The issues above still apply but there are some differences:
Confidentiality of input. Where data is inputted via the enterprise API, OpenAI does not seek to use it to improve the OpenAI services (however, the terms still do not state when it is deleted). To the extent personal input data is used, OpenAI characterizes itself as a data processor of the enterprise user and will enter into a data processing addendum with it. That does include a security schedule (which cross refers to the security portal) and provides for the return of personal data but only on termination of the services (i.e. there is no scope for the enterprise user to direct OpenAI to delete its personal data during the term); it also does not apply to other input data. So, unless more robust terms are negotiated, the same level of caution as to what is input is required.
Incorrect or misleading outputs. To some extent this can be mitigated through fine tuning (further tuning the model on a specific data set) or through prompt augmentation (adding a large amount of relevant information to the prompt to increase likely relevance/quality of the response) although again, it would be essential to understand OpenAI’s security stance before providing greater quantities of input prompt information to it.
Explainability. Although there are explanations of how ChatGPT was trained, it is a proprietary technology and not fully transparent as to the underlying processes that were used to build it, or how the model works or responds to any particular prompt. It is entirely possible that in any particular circumstance, ChatGPT will provide an inaccurate response. The use case that ChatGPT is being applied to will need to be appropriate for uncertainty or the output should be sufficiently constrained or checked so that accuracy is brought up to an appropriate level (so users can be truthfully assured that it will be consistently achieved). At least in Europe where the application is used to make decisions about individuals with a significant impact and without human input, the user organization will need to provide an explanation of:
- how the automated AI works;
- the key factors it will take into account;
- the mitigations applied against bias and inaccuracy risks; and
- a right to contest the decision with a human.

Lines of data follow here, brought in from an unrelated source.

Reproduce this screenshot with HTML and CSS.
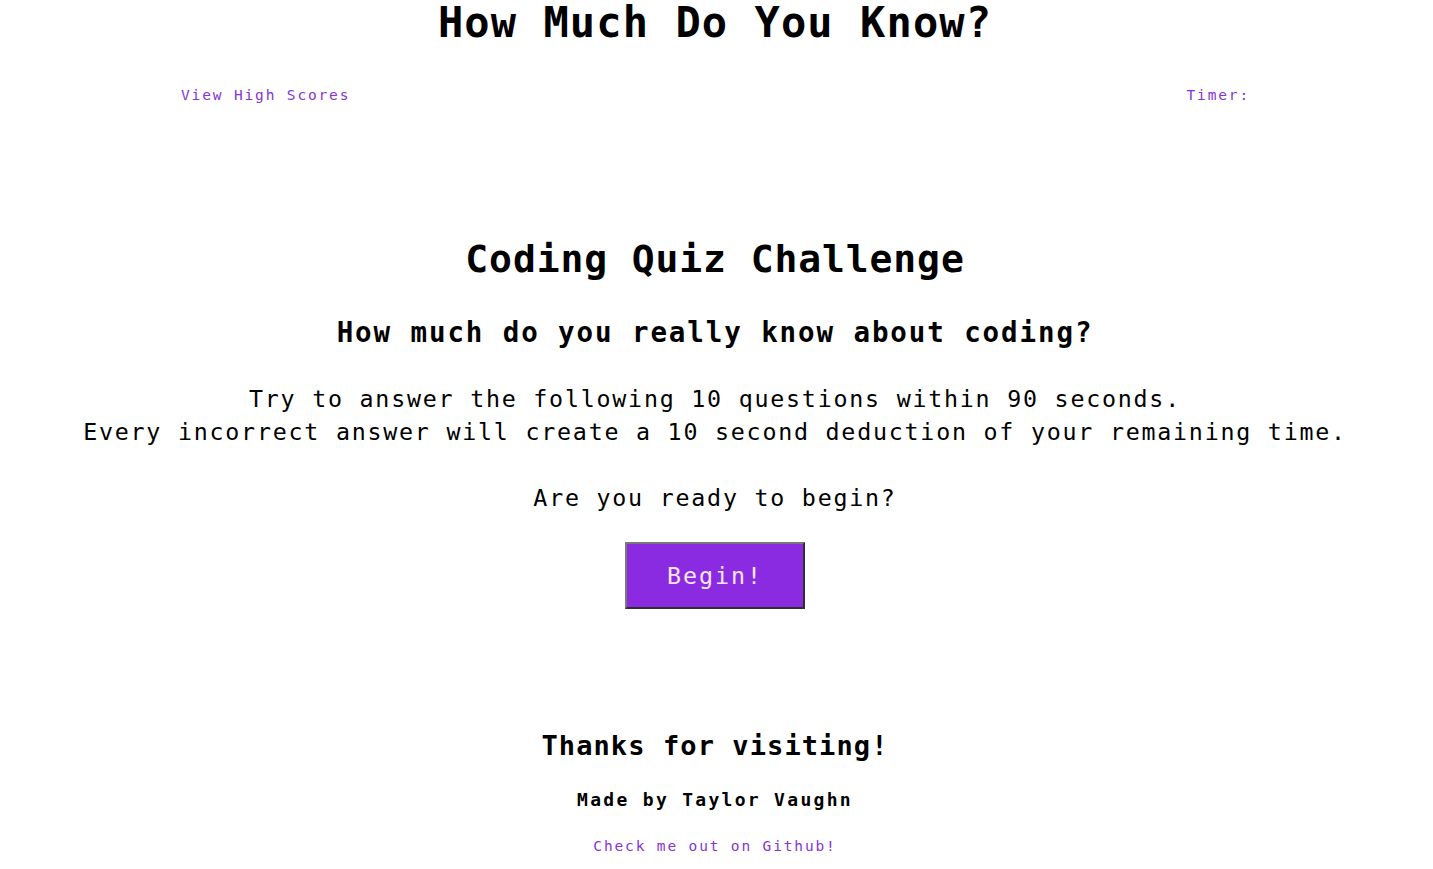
FILE: index.html
```html
<!DOCTYPE html>
<html lang="en">
<head>
<meta charset="utf-8">
<title>How Much Do You Know?</title>
<link rel="stylesheet" href="styles.css">
</head>
<body>
<header class="site-header">
  <h1 class="site-title">How Much Do You Know?</h1>
  <nav class="top-nav">
    <a class="nav-link" href="#">View High Scores</a>
    <span class="nav-link timer">Timer:</span>
  </nav>
</header>
<main class="intro">
  <h2 class="intro-title">Coding Quiz Challenge</h2>
  <h3 class="intro-sub">How much do you really know about coding?</h3>
  <p class="intro-text">Try to answer the following 10 questions within 90 seconds.<br>Every incorrect answer will create a 10 second deduction of your remaining time.</p>
  <p class="intro-ready">Are you ready to begin?</p>
  <button class="begin-btn" type="button">Begin!</button>
</main>
<footer class="site-footer">
  <h3 class="thanks">Thanks for visiting!</h3>
  <h4 class="made-by">Made by Taylor Vaughn</h4>
  <a class="nav-link github" href="#">Check me out on Github!</a>
</footer>
</body>
</html>
```
FILE: styles.css
```css
* { box-sizing: border-box; }
html, body {
  margin: 0;
  padding: 0;
  background: #ffffff;
}
body {
  font-family: "DejaVu Sans Mono", "Liberation Mono", monospace;
  color: #000;
  text-align: center;
  padding-right: 3px;
}
.site-header {
  display: flex;
  flex-direction: column;
}
.site-title {
  margin: 0;
  font-size: 42px;
  line-height: 46px;
  font-weight: bold;
  letter-spacing: 1.1px;
}
.top-nav {
  margin-top: 39px;
  display: flex;
  justify-content: space-between;
  padding: 0 180px 0 181px;
}
.nav-link {
  font-size: 14.5px;
  line-height: 20px;
  letter-spacing: 1.85px;
  color: #8534d8;
  text-decoration: none;
}
.intro {
  display: flex;
  flex-direction: column;
  align-items: center;
  margin-top: 131px;
}
.intro-title {
  margin: 0;
  font-size: 38px;
  line-height: 46px;
  font-weight: bold;
  letter-spacing: 0.9px;
}
.intro-sub {
  margin: 33px 0 0;
  font-size: 27.5px;
  line-height: 34px;
  font-weight: bold;
  letter-spacing: 1.9px;
}
.intro-text,
.intro-ready {
  margin: 33px 0 0;
  font-size: 23.3px;
  line-height: 33px;
  letter-spacing: 1.77px;
}
.begin-btn {
  margin-top: 28px;
  width: 180px;
  height: 67px;
  background: #8a2be2;
  color: #fbe4f6;
  font-family: "DejaVu Sans Mono", "Liberation Mono", monospace;
  font-size: 23.3px;
  letter-spacing: 2px;
  border: 2px solid;
  border-color: #777777 #2f2f2f #2f2f2f #777777;
  padding: 0;
  cursor: pointer;
}
.site-footer {
  display: flex;
  flex-direction: column;
  align-items: center;
  margin-top: 120px;
}
.thanks {
  margin: 0;
  font-size: 27px;
  line-height: 34px;
  font-weight: bold;
  letter-spacing: 1.1px;
}
.made-by {
  margin: 25px 0 0;
  font-size: 18px;
  line-height: 24px;
  font-weight: bold;
  letter-spacing: 2.3px;
}
.github {
  margin-top: 24px;
}
```
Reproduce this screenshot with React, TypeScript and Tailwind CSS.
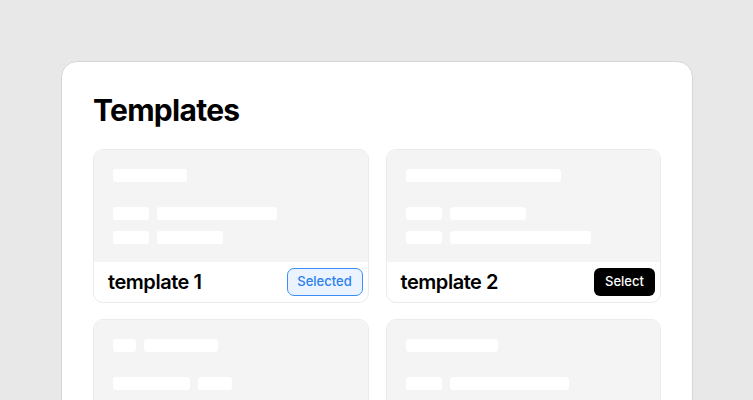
const templates = [
  {
    name: 'template 1',
    selected: true,
    rows: [[74], [36, 120], [36, 66]],
  },
  {
    name: 'template 2',
    selected: false,
    rows: [[155], [36, 76], [36, 141]],
  },
  {
    name: 'template 3',
    selected: false,
    rows: [[23, 74], [77, 34], [36, 90]],
  },
  {
    name: 'template 4',
    selected: false,
    rows: [[92], [36, 119], [36, 70]],
  },
]

function Bars({ widths }: { widths: number[] }) {
  return (
    <div className="flex gap-2">
      {widths.map((w, i) => (
        <div key={i} className="h-[13px] rounded-[3px] bg-white" style={{ width: w }} />
      ))}
    </div>
  )
}

export default function App() {
  return (
    <div
      className="h-[400px] w-[753px] overflow-hidden bg-[#e8e8e8] pl-[61px] pt-[61px]"
      style={{ fontFamily: 'Inter, "Noto Sans", sans-serif' }}
    >
      <div className="w-[632px] rounded-t-[16px] border border-[#d6d6d6] bg-white px-[31px] pt-[28px] pb-8">
        <h1 className="mb-[19px] text-[30px] font-bold leading-10 tracking-[-0.7px] text-black">Templates</h1>

        {/* Grid of template cards */}
        <div className="grid grid-cols-2 gap-x-[17px] gap-y-[16px]">
          {templates.map((t) => (
            <div key={t.name} className="overflow-hidden rounded-[10px] border border-[#ebebeb] bg-white">
              <div className="flex h-[112px] flex-col bg-[#f4f4f4] px-[19px] pt-[19px]">
                <Bars widths={t.rows[0]} />
                <div className="mt-[25px] flex flex-col gap-[11px]">
                  <Bars widths={t.rows[1]} />
                  <Bars widths={t.rows[2]} />
                </div>
              </div>
              <div className="flex h-[40px] items-center justify-between pl-[14px] pr-[5px]">
                <span className="text-[20px] font-semibold tracking-[-0.45px] text-black">{t.name}</span>
                {t.selected ? (
                  <button className="flex h-[28px] w-[76px] items-center justify-center rounded-[7px] border-[1.5px] border-[#3b8ef3] bg-[#eaf3ff] text-[13px] font-medium text-[#2b7fee]">
                    Selected
                  </button>
                ) : (
                  <button className="flex h-[28px] w-[61px] items-center justify-center rounded-[6px] bg-black text-[13px] font-medium text-white">
                    Select
                  </button>
                )}
              </div>
            </div>
          ))}
        </div>
      </div>
    </div>
  )
}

A data protection impact assessment would be required before rolling out such an implementation. We would strongly recommend this forms part of an overarching AI impact assessment pulling together the details of the AI implementation and feeding them into assessments of the other areas identified in this post.
Similar to consumer translation services, personal messaging services and search, ChatGPT has the potential to facilitate corporate data leakage. The other risks are more nuanced. Banning its use is probably unrealistic, so in order to realize the opportunities this technology offers a clear usage policy with training will be essential.